Section 3(a)(9) Exemption
Section 3(a)(9) exempts from registration “any security exchanged by the issuer with its existing security holders exclusively where no commission or other remuneration is paid or given directly by or indirectly for soliciting such exchange.” The BoE was of the opinion that the exchange of ordinary shares in a failing Firm with the holders of Bail-In Securities would satisfy the requirements of Section 3(a)(9) in a case where the exchange is effectuated through the PROPPs mechanism. TheStaff concluded that it would not recommend enforcement action if a Firm, as part of the Bail-In process, (1) exchanges its Bail-In Securities for non-transferable PROPPs; and (2) subsequently exchanges those PROPPs for ordinary shares in the resolved Firm without registration under the Securities Act, in reliance on an opinion of counsel that the exemption provided in Section 3(a)(9) is available.

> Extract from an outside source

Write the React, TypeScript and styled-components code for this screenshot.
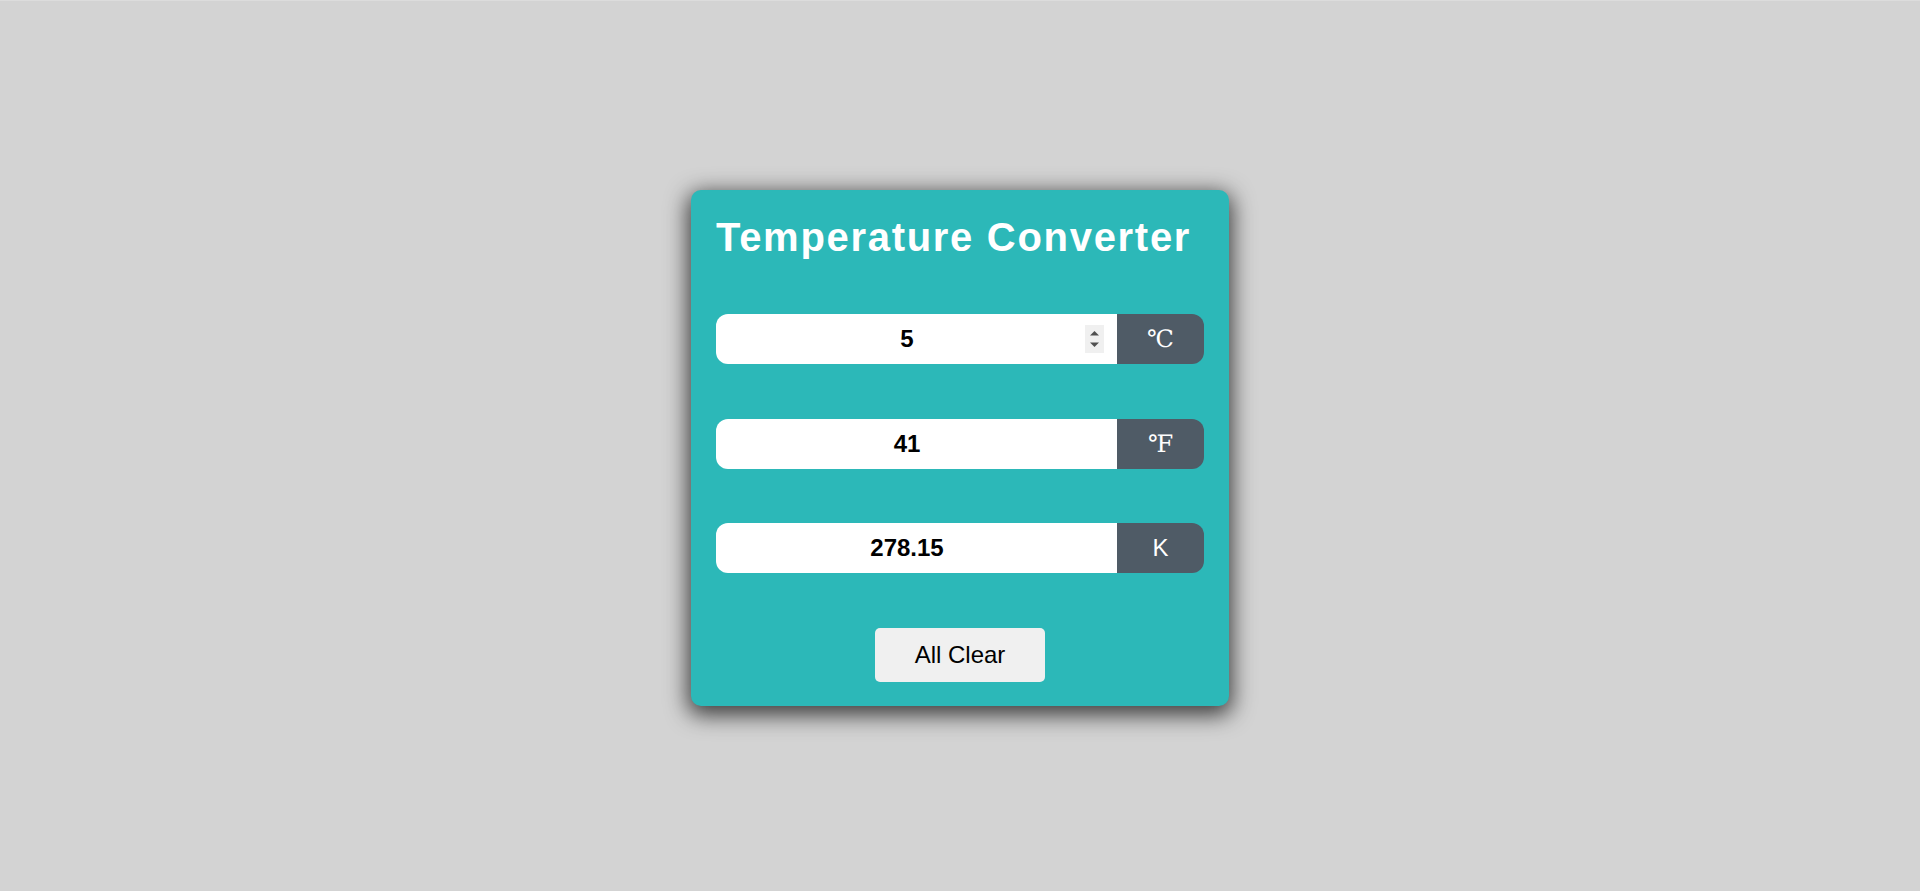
import React, { useState } from 'react';
import styled, { createGlobalStyle } from 'styled-components';

const GlobalStyle = createGlobalStyle`
    html,
    body {
        margin: 0;
        padding: 0;
    }
    body {
        background: #d3d3d3;
        font-family: "Liberation Sans", Arial, sans-serif;
    }
`;

const Page = styled.div`
    min-height: 100vh;
    box-sizing: border-box;
    border-top: 1px solid #dcdcdc;
    padding-top: 3px;
    display: flex;
    align-items: center;
    justify-content: center;
`;

const Card = styled.div`
    width: 538px;
    box-sizing: border-box;
    padding: 24px 25px 24px;
    background: #2cb8b8;
    border-radius: 10px;
    box-shadow: 0 6px 22px 3px rgba(0, 0, 0, 0.72);
    display: flex;
    flex-direction: column;
    gap: 54.5px;
`;

const Title = styled.h1`
    margin: 0;
    font-size: 40px;
    line-height: 46px;
    font-weight: 700;
    letter-spacing: 1.7px;
    color: #fff;
    white-space: nowrap;
`;

const Row = styled.div`
    display: flex;
    height: 50px;
    border-radius: 12px;
    overflow: hidden;
`;

const FieldWrap = styled.div`
    flex: 1;
    min-width: 0;
    position: relative;
    display: flex;
`;

const Field = styled.input`
    flex: 1;
    min-width: 0;
    box-sizing: border-box;
    height: 50px;
    padding: 11px 31px 11px 12px;
    border: none;
    outline: none;
    background: #fff;
    color: #000;
    caret-color: #000;
    font-family: "Liberation Sans", Arial, sans-serif;
    font-size: 24px;
    font-weight: 700;
    text-align: center;
    -moz-appearance: textfield;
    &::-webkit-inner-spin-button,
    &::-webkit-outer-spin-button {
        -webkit-appearance: none;
        margin: 0;
    }
`;

// drawn stepper, shown over the focused field
const Spinner = styled.span`
    position: absolute;
    top: 11px;
    right: 13px;
    width: 19px;
    height: 28px;
    background: #f0f0f0;
    pointer-events: none;
    svg {
        display: block;
    }
`;

const Unit = styled.span<{ $serif?: boolean }>`
    flex: none;
    width: 87px;
    display: flex;
    align-items: center;
    justify-content: center;
    background: #4f5b66;
    color: #fff;
    font-size: 24px;
    font-family: ${({ $serif }) =>
        $serif ? '"Liberation Serif", "DejaVu Serif", serif' : '"Liberation Sans", Arial, sans-serif'};
`;

const ClearButton = styled.button`
    align-self: center;
    padding: 13px 40px;
    border: none;
    border-radius: 5px;
    background: #f0f0f0;
    color: #000;
    font-family: "Liberation Sans", Arial, sans-serif;
    font-size: 24px;
    line-height: 28px;
    cursor: pointer;
`;

const round = (n: number) => String(Math.round(n * 100) / 100);

type Key = 'c' | 'f' | 'k';

const StepIcon = () => (
    <svg width="19" height="28" viewBox="0 0 19 28">
        <polygon points="9.5,6 14,10.5 5,10.5" fill="#505050" />
        <polygon points="5,17.5 14,17.5 9.5,22" fill="#505050" />
    </svg>
);

const App = () => {
    const [c, setC] = useState('5');
    const [f, setF] = useState('41');
    const [k, setK] = useState('278.15');
    const [focused, setFocused] = useState<Key | null>('c');

    const clear = () => {
        setC('');
        setF('');
        setK('');
    };

    const fromC = (v: string) => {
        setC(v);
        if (v === '') return clear();
        const n = parseFloat(v);
        setF(round((n * 9) / 5 + 32));
        setK(round(n + 273.15));
    };
    const fromF = (v: string) => {
        setF(v);
        if (v === '') return clear();
        const n = ((parseFloat(v) - 32) * 5) / 9;
        setC(round(n));
        setK(round(n + 273.15));
    };
    const fromK = (v: string) => {
        setK(v);
        if (v === '') return clear();
        const n = parseFloat(v) - 273.15;
        setC(round(n));
        setF(round((n * 9) / 5 + 32));
    };

    const rows: { key: Key; value: string; onChange: (v: string) => void; unit: string; serif: boolean }[] = [
        { key: 'c', value: c, onChange: fromC, unit: '℃', serif: true },
        { key: 'f', value: f, onChange: fromF, unit: '℉', serif: true },
        { key: 'k', value: k, onChange: fromK, unit: 'K', serif: false },
    ];

    return (
        <>
            <GlobalStyle />
            <Page>
                <Card>
                    <Title>Temperature Converter</Title>
                    {rows.map((r) => (
                        <Row key={r.key}>
                            <FieldWrap>
                                <Field
                                    type="number"
                                    value={r.value}
                                    autoFocus={r.key === 'c'}
                                    onFocus={() => setFocused(r.key)}
                                    onBlur={() => setFocused(null)}
                                    onChange={(e) => r.onChange(e.target.value)}
                                />
                                {focused === r.key && (
                                    <Spinner>
                                        <StepIcon />
                                    </Spinner>
                                )}
                            </FieldWrap>
                            <Unit $serif={r.serif}>{r.unit}</Unit>
                        </Row>
                    ))}
                    <ClearButton onClick={clear}>All Clear</ClearButton>
                </Card>
            </Page>
        </>
    );
};

export default App;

Commercial implications and further SEC rulemaking
As discussed above, Chair Atkins has asked the Division to prepare a rulemaking recommendation to the Commission for a potential general exemption for securities offered and sold in connection with regulatory Bail‑Ins on the basis that: bank issuers provide disclosures regarding the bail-in regulatory frameworks applicable to them in their offering documents, including risk factor disclosure; the mandatory mechanism for bail-in is disclosed in the offering document related to the regulatory capital instrument (or other security) that is subject to bail-in; and the bail-in power is a prudential regulatory power at the point of resolution and the holder of the instrument is not making an investment decision regarding its securities at that point in time. We look forward to further assessing the Commission’s recommendation in due course.